GIVEN EXERCISE
Emit the data below verbatim, stripping out any pictures.

DATASET EXTRACT
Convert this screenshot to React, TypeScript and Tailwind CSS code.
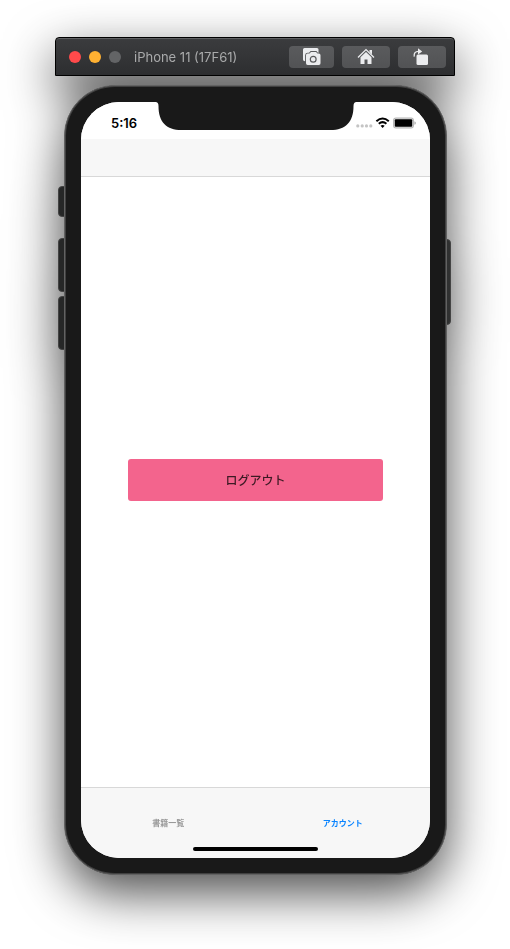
import type { ReactNode } from "react";

function ToolButton({ label, wide, children }: { label: string; wide?: boolean; children: ReactNode }) {
  return (
    <button
      type="button"
      aria-label={label}
      className={`flex h-[22px] items-center justify-center rounded bg-linear-to-b from-[#5a5b5d] to-[#525355] text-[#ebecee] ${wide ? "w-12" : "w-[45px]"}`}
    >
      {children}
    </button>
  );
}

function TitleBar() {
  return (
    <header className="flex h-[39px] items-center rounded-t border border-black bg-linear-to-b from-[#3b3c3e] to-[#2d2e30] pr-2 pl-[13px] shadow-[inset_0_1px_0_#5f6062]">
      <div className="flex gap-2">
        <button type="button" aria-label="Close" className="size-3 rounded-full bg-[#ff4a4b]" />
        <button type="button" aria-label="Minimize" className="size-3 rounded-full bg-[#ffb132]" />
        <button type="button" aria-label="Zoom" disabled className="size-3 rounded-full bg-[#636466]" />
      </div>
      <h1 className="ml-[13px] grow text-[13px] leading-4 text-[#a9aaab]">iPhone 11 (17F61)</h1>
      <div className="flex gap-2">
        <ToolButton label="Screenshot">
          <svg width="18" height="18" viewBox="0 0 18 18" fill="currentColor">
            <path d="M1.500 0H14q1.500 0 1.500 1.500V5H3.500v8.200H2Q0 13.200 0 11.500V1.500Q0 0 1.500 0Z" />
            <path
              d="M4.500 5.600h2L8 3.900h5l1.500 1.700h1.300q1.700 0 1.700 1.600v8q0 1.800-1.700 1.800H4.700Q3 17 3 15.200V7.200q0-1.600 1.500-1.600Z"
              stroke="#58595b"
              strokeWidth="1.800"
              paintOrder="stroke"
            />
            <circle cx="10.200" cy="11.200" r="2.900" fill="none" stroke="#58595b" strokeWidth="1.200" />
          </svg>
        </ToolButton>
        <ToolButton label="Home" wide>
          <svg width="18" height="18" viewBox="0 0 18 18" fill="currentColor">
            <path d="M1 9.500 9 1.600l8 7.900" fill="none" stroke="currentColor" strokeWidth="1.300" />
            <path d="M12.500 2H15v4.500l-2.500-2.400Z" />
            <path d="M3.500 9.300 9 3.900l5.500 5.400V16h-4v-4.500h-3V16h-4Z" />
          </svg>
        </ToolButton>
        <ToolButton label="Rotate" wide>
          <svg width="18" height="18" viewBox="0 0 18 18" fill="currentColor">
            <path d="M1.200 8.600Q.6 3.400 5.500 3.400" fill="none" stroke="currentColor" strokeWidth="1.300" />
            <path d="m5 .3 4.200 3.100L5 6.500Z" />
            <rect x="3.500" y="6.500" width="11.500" height="10.500" rx="1.500" />
          </svg>
        </ToolButton>
      </div>
    </header>
  );
}

function StatusBar() {
  return (
    <div className="flex h-[37px] items-center justify-between bg-white pt-1 pr-3.5 pl-[30px]">
      <time className="text-[13px] leading-4 font-semibold text-black">5:16</time>
      <svg width="60" height="12" viewBox="0 0 60 12" role="img" aria-label="Wi-Fi connected, battery full">
        <g fill="#c4c4c4">
          <circle cx="1.800" cy="8.900" r="1.600" />
          <circle cx="6.200" cy="8.900" r="1.600" />
          <circle cx="10.500" cy="8.900" r="1.600" />
          <circle cx="14.800" cy="8.900" r="1.600" />
        </g>
        <g fill="none" stroke="#000" strokeWidth="2">
          <path d="M20.400 4.200Q26.600-1.300 32.800 4.200" />
          <path d="M22.800 6.800q3.800-3.400 7.600 0" />
        </g>
        <path d="M24.500 8.800q2.100-1.700 4.200 0l-2.100 2.100Z" />
        <rect x="37.600" y="1" width="19.800" height="10" rx="2.400" fill="#ddd" stroke="#b5b5b5" strokeWidth="1.100" />
        <rect x="38.800" y="2.200" width="17.400" height="7.600" rx="1" />
        <path d="M58.300 4.200q1.700.4 1.700 1.800t-1.700 1.800Z" fill="#b5b5b5" />
      </svg>
    </div>
  );
}

function TabBar() {
  return (
    <footer className="h-[71px] border-t border-[#d8d8d8] bg-[#f7f7f7]">
      <nav className="grid h-[59px] grid-cols-2 pt-2.5 text-[8px] leading-3 font-bold">
        <a href="#books" className="flex items-center justify-center text-[#999999]">書籍一覧</a>
        <a href="#account" aria-current="page" className="flex items-center justify-center text-[#0a84ff]">アカウント</a>
      </nav>
      <div className="mx-auto h-1 w-[125px] rounded-full bg-black" />
    </footer>
  );
}

function Phone() {
  return (
    <div className="relative mt-[9px] mr-2 ml-[9px]">
      <div className="absolute top-[101px] -left-1.5 h-[31px] w-3 rounded-sm border border-[#444444] bg-[#262727]" />
      <div className="absolute top-[153px] -left-1.5 h-[54px] w-3 rounded-sm border border-[#444444] bg-[#262727]" />
      <div className="absolute top-[211px] -left-1.5 h-[54px] w-3 rounded-sm border border-[#444444] bg-[#262727]" />
      <div className="absolute top-[154px] -right-1 h-[86px] w-3 rounded-sm border border-[#444444] bg-[#303131]" />
      <div className="relative rounded-[51px] border border-[#626262] bg-[#191919] p-4 shadow-[inset_0_0_0_1px_#404040]">
        <div className="relative flex min-h-[756px] flex-col overflow-hidden rounded-[38px] bg-white">
          <StatusBar />
          <div className="h-[38px] border-b border-[#d8d8d8] bg-[#f7f7f7]" />
          <main className="flex grow items-center justify-center pb-1">
            <button
              type="button"
              className="h-[42px] w-[73%] rounded-[3px] bg-[#f3648d] pt-0.5 text-xs font-medium text-[#3d1a24]"
            >
              ログアウト
            </button>
          </main>
          <TabBar />
          <svg className="absolute top-0 left-1/2 -translate-x-1/2" width="201" height="28" viewBox="0 0 201 28" aria-hidden="true">
            <path d="M0 0Q3 0 3 4C3 20 11 28 26 28H175C190 28 198 20 198 4Q198 0 201 0Z" fill="#191919" />
          </svg>
        </div>
      </div>
    </div>
  );
}

export default function App() {
  return (
    <div className="flex min-h-screen justify-center overflow-hidden bg-white px-4 pt-[37px] pb-[74px] font-[Inter,'Noto_Sans_CJK_JP',sans-serif]">
      <div className="w-full max-w-[400px] drop-shadow-[0_18px_25px_rgba(0,0,0,0.7)]">
        <TitleBar />
        <Phone />
      </div>
    </div>
  );
}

ANSWER IN FULL
Convert this screenshot to React, TypeScript and Tailwind CSS code.
import type { ReactNode } from "react";

function ToolButton({ label, wide, children }: { label: string; wide?: boolean; children: ReactNode }) {
  return (
    <button
      type="button"
      aria-label={label}
      className={`flex h-[22px] items-center justify-center rounded bg-linear-to-b from-[#5a5b5d] to-[#525355] text-[#ebecee] ${wide ? "w-12" : "w-[45px]"}`}
    >
      {children}
    </button>
  );
}

function TitleBar() {
  return (
    <header className="flex h-[39px] items-center rounded-t border border-black bg-linear-to-b from-[#3b3c3e] to-[#2d2e30] pr-2 pl-[13px] shadow-[inset_0_1px_0_#5f6062]">
      <div className="flex gap-2">
        <button type="button" aria-label="Close" className="size-3 rounded-full bg-[#ff4a4b]" />
        <button type="button" aria-label="Minimize" className="size-3 rounded-full bg-[#ffb132]" />
        <button type="button" aria-label="Zoom" disabled className="size-3 rounded-full bg-[#636466]" />
      </div>
      <h1 className="ml-[13px] grow text-[13px] leading-4 text-[#a9aaab]">iPhone 11 (17F61)</h1>
      <div className="flex gap-2">
        <ToolButton label="Screenshot">
          <svg width="18" height="18" viewBox="0 0 18 18" fill="currentColor">
            <path d="M1.500 0H14q1.500 0 1.500 1.500V5H3.500v8.200H2Q0 13.200 0 11.500V1.500Q0 0 1.500 0Z" />
            <path
              d="M4.500 5.600h2L8 3.900h5l1.500 1.700h1.300q1.700 0 1.700 1.600v8q0 1.800-1.700 1.800H4.700Q3 17 3 15.200V7.200q0-1.600 1.500-1.600Z"
              stroke="#58595b"
              strokeWidth="1.800"
              paintOrder="stroke"
            />
            <circle cx="10.200" cy="11.200" r="2.900" fill="none" stroke="#58595b" strokeWidth="1.200" />
          </svg>
        </ToolButton>
        <ToolButton label="Home" wide>
          <svg width="18" height="18" viewBox="0 0 18 18" fill="currentColor">
            <path d="M1 9.500 9 1.600l8 7.900" fill="none" stroke="currentColor" strokeWidth="1.300" />
            <path d="M12.500 2H15v4.500l-2.500-2.400Z" />
            <path d="M3.500 9.300 9 3.900l5.500 5.400V16h-4v-4.500h-3V16h-4Z" />
          </svg>
        </ToolButton>
        <ToolButton label="Rotate" wide>
          <svg width="18" height="18" viewBox="0 0 18 18" fill="currentColor">
            <path d="M1.200 8.600Q.6 3.400 5.500 3.400" fill="none" stroke="currentColor" strokeWidth="1.300" />
            <path d="m5 .3 4.200 3.100L5 6.500Z" />
            <rect x="3.500" y="6.500" width="11.500" height="10.500" rx="1.500" />
          </svg>
        </ToolButton>
      </div>
    </header>
  );
}

function StatusBar() {
  return (
    <div className="flex h-[37px] items-center justify-between bg-white pt-1 pr-3.5 pl-[30px]">
      <time className="text-[13px] leading-4 font-semibold text-black">5:16</time>
      <svg width="60" height="12" viewBox="0 0 60 12" role="img" aria-label="Wi-Fi connected, battery full">
        <g fill="#c4c4c4">
          <circle cx="1.800" cy="8.900" r="1.600" />
          <circle cx="6.200" cy="8.900" r="1.600" />
          <circle cx="10.500" cy="8.900" r="1.600" />
          <circle cx="14.800" cy="8.900" r="1.600" />
        </g>
        <g fill="none" stroke="#000" strokeWidth="2">
          <path d="M20.400 4.200Q26.600-1.300 32.800 4.200" />
          <path d="M22.800 6.800q3.800-3.400 7.600 0" />
        </g>
        <path d="M24.500 8.800q2.100-1.700 4.200 0l-2.100 2.100Z" />
        <rect x="37.600" y="1" width="19.800" height="10" rx="2.400" fill="#ddd" stroke="#b5b5b5" strokeWidth="1.100" />
        <rect x="38.800" y="2.200" width="17.400" height="7.600" rx="1" />
        <path d="M58.300 4.200q1.700.4 1.700 1.800t-1.700 1.800Z" fill="#b5b5b5" />
      </svg>
    </div>
  );
}

function TabBar() {
  return (
    <footer className="h-[71px] border-t border-[#d8d8d8] bg-[#f7f7f7]">
      <nav className="grid h-[59px] grid-cols-2 pt-2.5 text-[8px] leading-3 font-bold">
        <a href="#books" className="flex items-center justify-center text-[#999999]">書籍一覧</a>
        <a href="#account" aria-current="page" className="flex items-center justify-center text-[#0a84ff]">アカウント</a>
      </nav>
      <div className="mx-auto h-1 w-[125px] rounded-full bg-black" />
    </footer>
  );
}

function Phone() {
  return (
    <div className="relative mt-[9px] mr-2 ml-[9px]">
      <div className="absolute top-[101px] -left-1.5 h-[31px] w-3 rounded-sm border border-[#444444] bg-[#262727]" />
      <div className="absolute top-[153px] -left-1.5 h-[54px] w-3 rounded-sm border border-[#444444] bg-[#262727]" />
      <div className="absolute top-[211px] -left-1.5 h-[54px] w-3 rounded-sm border border-[#444444] bg-[#262727]" />
      <div className="absolute top-[154px] -right-1 h-[86px] w-3 rounded-sm border border-[#444444] bg-[#303131]" />
      <div className="relative rounded-[51px] border border-[#626262] bg-[#191919] p-4 shadow-[inset_0_0_0_1px_#404040]">
        <div className="relative flex min-h-[756px] flex-col overflow-hidden rounded-[38px] bg-white">
          <StatusBar />
          <div className="h-[38px] border-b border-[#d8d8d8] bg-[#f7f7f7]" />
          <main className="flex grow items-center justify-center pb-1">
            <button
              type="button"
              className="h-[42px] w-[73%] rounded-[3px] bg-[#f3648d] pt-0.5 text-xs font-medium text-[#3d1a24]"
            >
              ログアウト
            </button>
          </main>
          <TabBar />
          <svg className="absolute top-0 left-1/2 -translate-x-1/2" width="201" height="28" viewBox="0 0 201 28" aria-hidden="true">
            <path d="M0 0Q3 0 3 4C3 20 11 28 26 28H175C190 28 198 20 198 4Q198 0 201 0Z" fill="#191919" />
          </svg>
        </div>
      </div>
    </div>
  );
}

export default function App() {
  return (
    <div className="flex min-h-screen justify-center overflow-hidden bg-white px-4 pt-[37px] pb-[74px] font-[Inter,'Noto_Sans_CJK_JP',sans-serif]">
      <div className="w-full max-w-[400px] drop-shadow-[0_18px_25px_rgba(0,0,0,0.7)]">
        <TitleBar />
        <Phone />
      </div>
    </div>
  );
}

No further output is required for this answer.